Bound state solutions of Dirac equation: spin and pseudo-spin symmetry in the presence of the combined Manning-Rosen and Yukawa tensor potentials

Ahmadov A., Nagiyev S. M., AYDIN C., Tarverdiyeva V. A., Orujova M. S., Badalov S.

EUROPEAN PHYSICAL JOURNAL PLUS, vol.137, no.9, 2022 (SCI-Expanded) identifier identifier


In this study, the bound state solutions of the Dirac equation with spin and pseudo-spin symmetries are presented for the Manning-Rosen potential with Yukawa-like tensor interaction. In the supersymmetry quantum mechanics and Nikiforov-Uvarov methods framework, we obtain the relativistic energy eigenvalues associated with Dirac spinor components of wave functions. Next, the relativistic energy eigenvalues and corresponding radial wave functions are expressed as a recurrence relation in the Jacobi polynomials for arbitrary spin-orbit coupling quantum number k.
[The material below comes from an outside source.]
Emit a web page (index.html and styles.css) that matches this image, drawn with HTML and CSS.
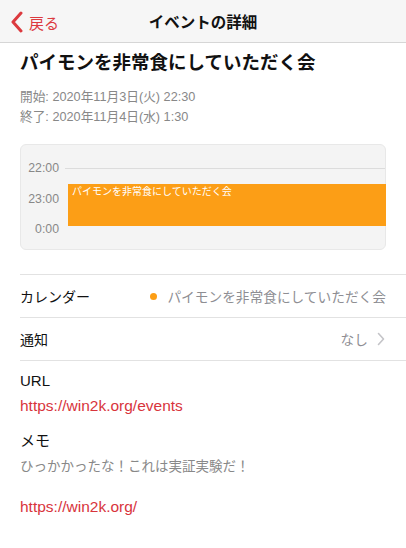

The parameter space of allowable bound state regions of potential strength V-0 is presented for the parameters of the exact spin and pseudo-spin symmetry limits. Adapting our results to specific potentials characterising different systems is also stated. The findings for particular cases exhibit a good agreement with the already reported results. In addition, the spin and pseudo-spin bound state energy spectra for various levels are investigated in the absence and the presence of tensor coupling. The energy levels are sensitive depending on arbitrary spin-orbit coupling quantum number K, radial quantum numbers n, and screening parameter delta. It is also found that the tensor interaction eliminates the degeneracies between Dirac spin and pseudo-spin doublet eigenstate partners.